Simplified version of my code:
with concurrent.futures.ThreadPoolExecutor(max_workers=3) as executor:
for count,ad_id in enumerate(advertisers):
downloadFutures.append(executor.submit(downloadThread, arguments.....))
time.sleep(random.randint(1,3))
And my thread class being:
def downloadThread(arguments......):
#Some code.....
writer.writerow(re.split(',', line.decode()))
Should I set up a seperate single-threaded executor to handle writing or is it woth worrying about if I am just appending?

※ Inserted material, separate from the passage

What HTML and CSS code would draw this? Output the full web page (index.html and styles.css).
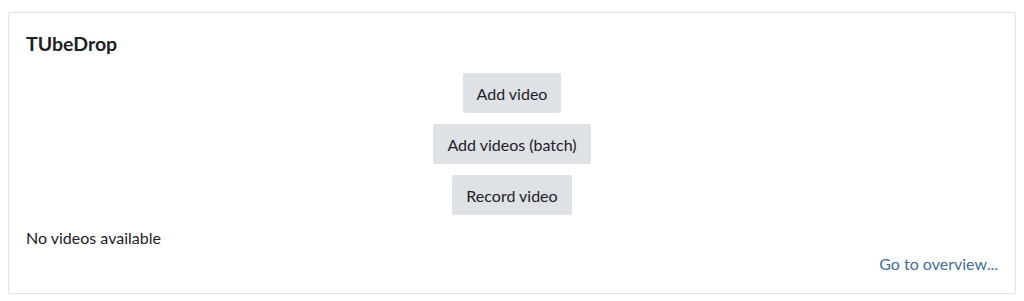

EDIT: I should elaborate that when the write operations occur can vary greatly with minutes between when the file is next appended to, I am just concerned that this scenario has not occurred when testing my script and I would prefer to be covered for that.
I am not sure if csvwriter
is thread-safe. The documentation doesn't specify, so to be safe, if multiple threads use the same object, you should protect the usage with a threading.Lock
:
# create the lock
import threading
csv_writer_lock = threading.Lock()
def downloadThread(arguments......):
# pass csv_writer_lock somehow
# Note: use csv_writer_lock on *any* access
# Some code.....
with csv_writer_lock:
writer.writerow(re.split(',', line.decode()))
That being said, it may indeed be more elegant for the downloadThread
to submit write tasks to an executor, instead of explicitly using locks like this.